Information shown:
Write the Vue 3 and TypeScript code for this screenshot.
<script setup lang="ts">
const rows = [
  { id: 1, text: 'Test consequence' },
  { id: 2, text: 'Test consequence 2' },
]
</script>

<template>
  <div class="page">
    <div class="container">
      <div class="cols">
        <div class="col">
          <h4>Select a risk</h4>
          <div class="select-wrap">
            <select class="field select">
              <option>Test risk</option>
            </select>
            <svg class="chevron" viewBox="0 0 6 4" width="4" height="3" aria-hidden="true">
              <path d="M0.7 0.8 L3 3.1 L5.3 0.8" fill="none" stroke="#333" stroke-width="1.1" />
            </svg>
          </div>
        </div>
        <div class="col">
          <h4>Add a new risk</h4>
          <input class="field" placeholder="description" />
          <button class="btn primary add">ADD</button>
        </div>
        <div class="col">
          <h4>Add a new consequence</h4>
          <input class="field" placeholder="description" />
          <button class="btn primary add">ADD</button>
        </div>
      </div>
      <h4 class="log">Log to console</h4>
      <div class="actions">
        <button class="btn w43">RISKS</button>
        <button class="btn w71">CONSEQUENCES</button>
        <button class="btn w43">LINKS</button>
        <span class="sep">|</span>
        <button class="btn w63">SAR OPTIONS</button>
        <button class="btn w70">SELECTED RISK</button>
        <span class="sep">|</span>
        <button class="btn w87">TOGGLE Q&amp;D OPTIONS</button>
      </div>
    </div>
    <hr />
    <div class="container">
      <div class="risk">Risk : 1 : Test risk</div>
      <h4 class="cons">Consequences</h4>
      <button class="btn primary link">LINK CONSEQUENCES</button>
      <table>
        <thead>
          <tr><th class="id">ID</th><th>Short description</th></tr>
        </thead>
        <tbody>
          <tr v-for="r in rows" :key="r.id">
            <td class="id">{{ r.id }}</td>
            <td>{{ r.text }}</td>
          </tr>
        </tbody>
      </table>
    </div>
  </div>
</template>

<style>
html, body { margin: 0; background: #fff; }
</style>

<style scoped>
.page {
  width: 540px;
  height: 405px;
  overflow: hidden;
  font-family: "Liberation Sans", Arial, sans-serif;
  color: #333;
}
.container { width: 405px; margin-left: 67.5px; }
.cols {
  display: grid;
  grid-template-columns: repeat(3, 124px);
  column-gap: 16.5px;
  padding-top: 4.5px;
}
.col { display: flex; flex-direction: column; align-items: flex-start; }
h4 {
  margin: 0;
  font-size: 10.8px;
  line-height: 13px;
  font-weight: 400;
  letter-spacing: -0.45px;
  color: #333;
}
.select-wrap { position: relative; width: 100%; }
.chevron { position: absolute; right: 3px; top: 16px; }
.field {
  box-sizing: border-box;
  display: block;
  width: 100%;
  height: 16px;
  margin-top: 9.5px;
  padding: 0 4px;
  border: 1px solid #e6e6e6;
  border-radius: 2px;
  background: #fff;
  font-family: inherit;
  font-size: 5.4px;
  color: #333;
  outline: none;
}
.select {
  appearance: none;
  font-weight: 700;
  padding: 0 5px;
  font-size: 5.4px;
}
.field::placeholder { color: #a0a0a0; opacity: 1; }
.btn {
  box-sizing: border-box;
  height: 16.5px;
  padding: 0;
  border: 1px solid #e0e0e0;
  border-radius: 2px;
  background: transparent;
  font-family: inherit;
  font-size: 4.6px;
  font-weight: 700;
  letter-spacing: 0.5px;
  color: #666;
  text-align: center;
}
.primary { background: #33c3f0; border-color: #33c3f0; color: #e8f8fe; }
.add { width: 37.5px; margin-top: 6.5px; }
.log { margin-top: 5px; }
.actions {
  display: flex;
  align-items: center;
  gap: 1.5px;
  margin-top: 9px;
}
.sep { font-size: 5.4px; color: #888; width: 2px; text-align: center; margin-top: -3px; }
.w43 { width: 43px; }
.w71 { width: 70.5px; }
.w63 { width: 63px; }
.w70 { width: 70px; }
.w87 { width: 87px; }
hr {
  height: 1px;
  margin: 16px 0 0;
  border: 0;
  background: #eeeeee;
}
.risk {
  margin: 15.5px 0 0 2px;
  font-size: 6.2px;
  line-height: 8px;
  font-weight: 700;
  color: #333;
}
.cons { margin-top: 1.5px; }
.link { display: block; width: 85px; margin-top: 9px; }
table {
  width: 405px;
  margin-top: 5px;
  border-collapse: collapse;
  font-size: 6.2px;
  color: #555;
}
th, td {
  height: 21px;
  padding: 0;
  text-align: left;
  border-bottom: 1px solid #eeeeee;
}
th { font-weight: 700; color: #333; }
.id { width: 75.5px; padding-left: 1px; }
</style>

Directive: Retype all of the material, keeping each line exact.

Written answer:
Write the Vue 3 and TypeScript code for this screenshot.
<script setup lang="ts">
const rows = [
  { id: 1, text: 'Test consequence' },
  { id: 2, text: 'Test consequence 2' },
]
</script>

<template>
  <div class="page">
    <div class="container">
      <div class="cols">
        <div class="col">
          <h4>Select a risk</h4>
          <div class="select-wrap">
            <select class="field select">
              <option>Test risk</option>
            </select>
            <svg class="chevron" viewBox="0 0 6 4" width="4" height="3" aria-hidden="true">
              <path d="M0.7 0.8 L3 3.1 L5.3 0.8" fill="none" stroke="#333" stroke-width="1.1" />
            </svg>
          </div>
        </div>
        <div class="col">
          <h4>Add a new risk</h4>
          <input class="field" placeholder="description" />
          <button class="btn primary add">ADD</button>
        </div>
        <div class="col">
          <h4>Add a new consequence</h4>
          <input class="field" placeholder="description" />
          <button class="btn primary add">ADD</button>
        </div>
      </div>
      <h4 class="log">Log to console</h4>
      <div class="actions">
        <button class="btn w43">RISKS</button>
        <button class="btn w71">CONSEQUENCES</button>
        <button class="btn w43">LINKS</button>
        <span class="sep">|</span>
        <button class="btn w63">SAR OPTIONS</button>
        <button class="btn w70">SELECTED RISK</button>
        <span class="sep">|</span>
        <button class="btn w87">TOGGLE Q&amp;D OPTIONS</button>
      </div>
    </div>
    <hr />
    <div class="container">
      <div class="risk">Risk : 1 : Test risk</div>
      <h4 class="cons">Consequences</h4>
      <button class="btn primary link">LINK CONSEQUENCES</button>
      <table>
        <thead>
          <tr><th class="id">ID</th><th>Short description</th></tr>
        </thead>
        <tbody>
          <tr v-for="r in rows" :key="r.id">
            <td class="id">{{ r.id }}</td>
            <td>{{ r.text }}</td>
          </tr>
        </tbody>
      </table>
    </div>
  </div>
</template>

<style>
html, body { margin: 0; background: #fff; }
</style>

<style scoped>
.page {
  width: 540px;
  height: 405px;
  overflow: hidden;
  font-family: "Liberation Sans", Arial, sans-serif;
  color: #333;
}
.container { width: 405px; margin-left: 67.5px; }
.cols {
  display: grid;
  grid-template-columns: repeat(3, 124px);
  column-gap: 16.5px;
  padding-top: 4.5px;
}
.col { display: flex; flex-direction: column; align-items: flex-start; }
h4 {
  margin: 0;
  font-size: 10.8px;
  line-height: 13px;
  font-weight: 400;
  letter-spacing: -0.45px;
  color: #333;
}
.select-wrap { position: relative; width: 100%; }
.chevron { position: absolute; right: 3px; top: 16px; }
.field {
  box-sizing: border-box;
  display: block;
  width: 100%;
  height: 16px;
  margin-top: 9.5px;
  padding: 0 4px;
  border: 1px solid #e6e6e6;
  border-radius: 2px;
  background: #fff;
  font-family: inherit;
  font-size: 5.4px;
  color: #333;
  outline: none;
}
.select {
  appearance: none;
  font-weight: 700;
  padding: 0 5px;
  font-size: 5.4px;
}
.field::placeholder { color: #a0a0a0; opacity: 1; }
.btn {
  box-sizing: border-box;
  height: 16.5px;
  padding: 0;
  border: 1px solid #e0e0e0;
  border-radius: 2px;
  background: transparent;
  font-family: inherit;
  font-size: 4.6px;
  font-weight: 700;
  letter-spacing: 0.5px;
  color: #666;
  text-align: center;
}
.primary { background: #33c3f0; border-color: #33c3f0; color: #e8f8fe; }
.add { width: 37.5px; margin-top: 6.5px; }
.log { margin-top: 5px; }
.actions {
  display: flex;
  align-items: center;
  gap: 1.5px;
  margin-top: 9px;
}
.sep { font-size: 5.4px; color: #888; width: 2px; text-align: center; margin-top: -3px; }
.w43 { width: 43px; }
.w71 { width: 70.5px; }
.w63 { width: 63px; }
.w70 { width: 70px; }
.w87 { width: 87px; }
hr {
  height: 1px;
  margin: 16px 0 0;
  border: 0;
  background: #eeeeee;
}
.risk {
  margin: 15.5px 0 0 2px;
  font-size: 6.2px;
  line-height: 8px;
  font-weight: 700;
  color: #333;
}
.cons { margin-top: 1.5px; }
.link { display: block; width: 85px; margin-top: 9px; }
table {
  width: 405px;
  margin-top: 5px;
  border-collapse: collapse;
  font-size: 6.2px;
  color: #555;
}
th, td {
  height: 21px;
  padding: 0;
  text-align: left;
  border-bottom: 1px solid #eeeeee;
}
th { font-weight: 700; color: #333; }
.id { width: 75.5px; padding-left: 1px; }
</style>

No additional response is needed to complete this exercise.